When you give that kind of clarity, you’re saying, “Cut out all the noise in your day-to-day and focus on these three things. Above all else, these are the most important.” On the strategic side of the mountain, there’s a similar opportunity. You can help them get super clear on what’s important so that you can be making progress towards the future while delivering the results.

I’m going to invite you to hold a personal offsite for yourself every single quarter to get clear on two things. What is the priority for me for the next 90 days? Think about that as one personal and one professional. When you get that done, you’d be like, “I’m more able to go and lead my team effectively.” You have to think about, “What do I have to trade off to be able to achieve that? How will my calendar look different?” That’s back to the time use.

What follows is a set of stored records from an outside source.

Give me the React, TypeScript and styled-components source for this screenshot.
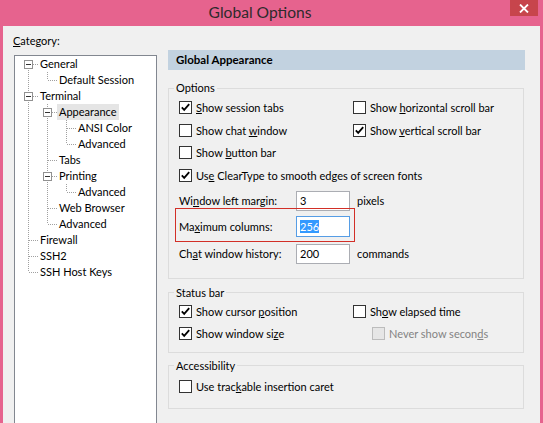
import React from 'react';
import styled, { createGlobalStyle } from 'styled-components';

const GlobalStyle = createGlobalStyle`
  html, body {
    margin: 0;
    padding: 0;
  }

  body {
    background: #e6638e;
    font-family: Lato, "Noto Sans", sans-serif;
    font-size: 11px;
    color: #000;
  }
`;

const Window = styled.div`
  width: 543px;
  height: 423px;
  overflow: hidden;
  background: #e6638e;
  display: flex;
  flex-direction: column;
`;

const TitleBar = styled.div`
  height: 26px;
  flex-shrink: 0;
  display: grid;
  grid-template-columns: 1fr auto;
`;

const Title = styled.div`
  padding-left: 10px;
  text-align: center;
  font-size: 15.6px;
  line-height: 24px;
  color: #2e2a2c;
`;

const CloseButton = styled.div`
  width: 28px;
  height: 16px;
  margin-right: 5px;
  background: #c7454c;
  display: flex;
  align-items: center;
  justify-content: center;
`;

const Body = styled.div`
  flex: 1;
  min-height: 0;
  margin: 0 3px;
  background: #f0f0f0;
  display: flex;
`;

const Sidebar = styled.div`
  width: 143px;
  padding-left: 11px;
  display: flex;
  flex-direction: column;
  flex-shrink: 0;
`;

const CategoryLabel = styled.div`
  margin: 7px 0 7px -1px;
  line-height: 15px;
`;

const Tree = styled.div`
  height: 380px;
  flex-shrink: 0;
  background: #fff;
  border: 1px solid #828790;
  padding: 0 0 0 4px;
`;

const TreeRow = styled.div`
  display: flex;
  height: 16px;
  align-items: center;
`;

const TreeLabel = styled.span<{ $selected?: boolean }>`
  padding: 0 2px;
  line-height: 16px;
  white-space: nowrap;
  background: ${(p) => (p.$selected ? '#e5e5e5' : 'transparent')};
`;

const Main = styled.div`
  flex: 1;
  min-width: 0;
  padding: 24px 15px 0 11px;
  display: flex;
  flex-direction: column;
`;

const Header = styled.div`
  height: 20px;
  background: #c2d2e0;
  padding-left: 8px;
  font-weight: 700;
  font-size: 11.5px;
  line-height: 20px;
`;

const Group = styled.fieldset<{ $mt: number }>`
  margin: ${(p) => p.$mt}px 1px 0 0;
  padding: 0;
  border: 1px solid #dcdcdc;
  min-width: 0;
`;

const Legend = styled.legend`
  margin-left: 5px;
  padding: 0 2px;
  line-height: 14px;
`;

const GroupContent = styled.div<{ $pt: number; $pb: number }>`
  padding: ${(p) => p.$pt}px 0 ${(p) => p.$pb}px 10px;
`;

const CheckGrid = styled.div<{ $rowH: number }>`
  display: grid;
  grid-template-columns: 174px 1fr;
  grid-auto-rows: ${(p) => p.$rowH}px;
  align-items: center;
`;

const CheckLabel = styled.label<{ $disabled?: boolean; $indent?: number; $span?: boolean }>`
  display: flex;
  align-items: center;
  gap: 4px;
  margin-left: ${(p) => p.$indent ?? 0}px;
  color: ${(p) => (p.$disabled ? '#838383' : '#000')};
  grid-column: ${(p) => (p.$span ? '1 / span 2' : 'auto')};
  white-space: nowrap;
`;

const Box = styled.span<{ $disabled?: boolean }>`
  width: 13px;
  height: 13px;
  box-sizing: border-box;
  border: 1px solid ${(p) => (p.$disabled ? '#bcbcbc' : '#333')};
  background: ${(p) => (p.$disabled ? '#e6e6e6' : '#fff')};
  display: flex;
  flex-shrink: 0;
`;

const FieldRow = styled.div<{ $mt: number; $highlight?: boolean }>`
  display: grid;
  grid-template-columns: ${(p) => (p.$highlight ? '110px 54px' : '110px 54px auto')};
  column-gap: 7px;
  align-items: center;
  width: max-content;
  margin-top: ${(p) => p.$mt}px;
  position: relative;

  &::after {
    content: '';
    display: ${(p) => (p.$highlight ? 'block' : 'none')};
    position: absolute;
    top: -8px;
    bottom: -5px;
    left: -4px;
    right: -5px;
    border: 1.5px solid #d22f27;
  }
`;

const TextBox = styled.div<{ $focused?: boolean; $h: number }>`
  height: ${(p) => p.$h}px;
  box-sizing: border-box;
  border: 1px solid ${(p) => (p.$focused ? '#569de5' : '#abadb3')};
  background: #fff;
  padding: 0 3px;
  display: flex;
  align-items: center;
`;

const Selected = styled.span`
  background: #3399ff;
  color: #fff;
`;

type TreeNode = {
  label: string;
  guides: boolean[];
  up: boolean;
  down: boolean;
  expander?: boolean;
  selected?: boolean;
};

const nodes: TreeNode[] = [
  { label: 'General', guides: [], up: false, down: true, expander: true },
  { label: 'Default Session', guides: [true], up: true, down: false },
  { label: 'Terminal', guides: [], up: true, down: true, expander: true },
  { label: 'Appearance', guides: [true], up: true, down: true, expander: true, selected: true },
  { label: 'ANSI Color', guides: [true, true], up: true, down: true },
  { label: 'Advanced', guides: [true, true], up: true, down: false },
  { label: 'Tabs', guides: [true], up: true, down: true },
  { label: 'Printing', guides: [true], up: true, down: true, expander: true },
  { label: 'Advanced', guides: [true, true], up: true, down: false },
  { label: 'Web Browser', guides: [true], up: true, down: true },
  { label: 'Advanced', guides: [true], up: true, down: false },
  { label: 'Firewall', guides: [], up: true, down: true },
  { label: 'SSH2', guides: [], up: true, down: true },
  { label: 'SSH Host Keys', guides: [], up: true, down: false },
];

const DOT = '#a0a0a0';

const LineCell = styled.svg`
  flex-shrink: 0;
`;

const Guide = ({ pipe }: { pipe: boolean }) => (
  <LineCell width="19" height="16">
    {pipe && <line x1="9.5" y1="0" x2="9.5" y2="16" stroke={DOT} strokeDasharray="1 1" />}
  </LineCell>
);

const Connector = ({ up, down, expander }: { up: boolean; down: boolean; expander?: boolean }) => (
  <LineCell width="19" height="16">
    {up && <line x1="9.5" y1="0" x2="9.5" y2="8" stroke={DOT} strokeDasharray="1 1" />}
    {down && <line x1="9.5" y1="8" x2="9.5" y2="16" stroke={DOT} strokeDasharray="1 1" />}
    <line x1="10" y1="8.5" x2="19" y2="8.5" stroke={DOT} strokeDasharray="1 1" />
    {expander && (
      <>
        <rect x="5.5" y="4.5" width="8" height="8" fill="#fff" stroke="#919191" />
        <line x1="7" y1="8.5" x2="12" y2="8.5" stroke="#333" />
      </>
    )}
  </LineCell>
);

const Check = ({
  checked,
  disabled,
  indent,
  span,
  children,
}: {
  checked?: boolean;
  disabled?: boolean;
  indent?: number;
  span?: boolean;
  children: React.ReactNode;
}) => (
  <CheckLabel $disabled={disabled} $indent={indent} $span={span}>
    <Box $disabled={disabled}>
      {checked && (
        <svg width="11" height="11" viewBox="0 0 11 11">
          <path d="M1.8 5.4 L4.2 7.9 L9.2 2.2" fill="none" stroke="#000" strokeWidth="1.8" />
        </svg>
      )}
    </Box>
    <span>{children}</span>
  </CheckLabel>
);

const App: React.FC = () => {
  return (
    <Window>
      <GlobalStyle />
      <TitleBar>
        <Title>Global Options</Title>
        <CloseButton>
          <svg width="10" height="9" viewBox="0 0 10 9">
            <path d="M1 0.5 L9 8.5 M9 0.5 L1 8.5" stroke="#fff" strokeWidth="1.8" />
          </svg>
        </CloseButton>
      </TitleBar>

      <Body>
        <Sidebar>
          <CategoryLabel>
            <u>C</u>ategory:
          </CategoryLabel>
          <Tree>
            {nodes.map((n, i) => (
              <TreeRow key={i}>
                {n.guides.map((g, j) => (
                  <Guide key={j} pipe={g} />
                ))}
                <Connector up={n.up} down={n.down} expander={n.expander} />
                <TreeLabel $selected={n.selected}>{n.label}</TreeLabel>
              </TreeRow>
            ))}
          </Tree>
        </Sidebar>

        <Main>
          <Header>Global Appearance</Header>

          <Group $mt={11}>
            <Legend>Options</Legend>
            <GroupContent $pt={1} $pb={14}>
              <CheckGrid $rowH={22.7}>
                <Check checked>
                  <u>S</u>how session tabs
                </Check>
                <Check>
                  Show <u>h</u>orizontal scroll bar
                </Check>
                <Check>
                  Show chat <u>w</u>indow
                </Check>
                <Check checked>
                  Show <u>v</u>ertical scroll bar
                </Check>
                <Check span>
                  Show <u>b</u>utton bar
                </Check>
                <Check checked span>
                  Us<u>e</u> ClearType to smooth edges of screen fonts
                </Check>
              </CheckGrid>

              <FieldRow $mt={4}>
                <span>
                  Wi<u>n</u>dow left margin:
                </span>
                <TextBox $h={20}>3</TextBox>
                <span>pixels</span>
              </FieldRow>
              <FieldRow $mt={5} $highlight>
                <span>
                  Ma<u>x</u>imum columns:
                </span>
                <TextBox $h={21} $focused>
                  <Selected>256</Selected>
                </TextBox>
              </FieldRow>
              <FieldRow $mt={7}>
                <span>
                  Ch<u>a</u>t window history:
                </span>
                <TextBox $h={20}>200</TextBox>
                <span>commands</span>
              </FieldRow>
            </GroupContent>
          </Group>

          <Group $mt={7}>
            <Legend>Status bar</Legend>
            <GroupContent $pt={1} $pb={7}>
              <CheckGrid $rowH={22}>
                <Check checked>
                  Show cursor <u>p</u>osition
                </Check>
                <Check>
                  Sh<u>o</u>w elapsed time
                </Check>
                <Check checked>
                  Show window si<u>z</u>e
                </Check>
                <Check disabled indent={19}>
                  Never show secon<u>d</u>s
                </Check>
              </CheckGrid>
            </GroupContent>
          </Group>

          <Group $mt={6}>
            <Legend>Accessibility</Legend>
            <GroupContent $pt={3} $pb={10}>
              <CheckGrid $rowH={22}>
                <Check span>
                  Use trac<u>k</u>able insertion caret
                </Check>
              </CheckGrid>
            </GroupContent>
          </Group>
        </Main>
      </Body>
    </Window>
  );
};

export default App;
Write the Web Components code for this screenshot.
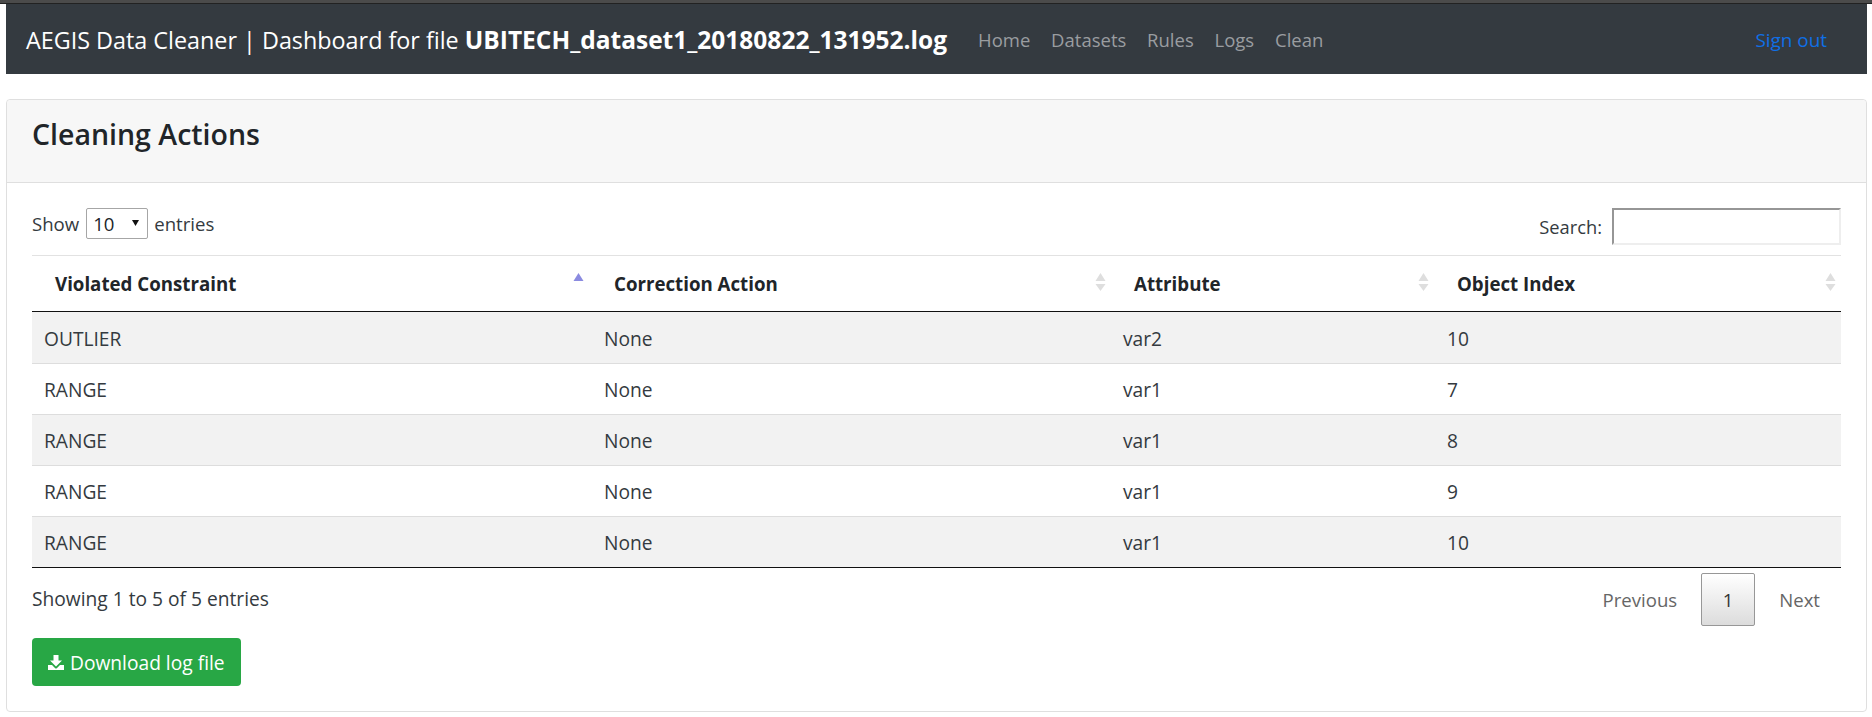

You’re like, “How will my spending need to change?” That’s back to following the money. You’re also like, “Who will I surround myself with?” When you get those three things dialed in, which are your time, money, and the people involved, exponentially, you are more likely to move towards the things that you say matter most in your personal life and in your business. I hope that’s giving you some clarity.

In fact, when I delivered this at my event, I bought a bunch of colorful plastic glasses and punched the lenses out of them. They were clear glasses. I handed them out and said, “Everybody, put on your essentialist glasses so you can see clearly and have a 20/20 vision going into 2020.” You have to have that clarity as a leader or you will not be able to lead others to clarity. If they’re not clear, you’re going to get chaos and confusion in your business and the whirlwind will prevail.

We all know that the whirlwind doesn’t stop. It keeps going. We have to intentionally break out of the whirlwind and help people see clearly what they need to be doing to move forward to the things we say matter the most. I hope that has been helpful to you. I hope you have an amazing 2020 or whatever year or quarter you’re planning as a result of reading my thoughts. I look forward to the next episode. We’ll bring back a guest. Thank you for tuning in to the show.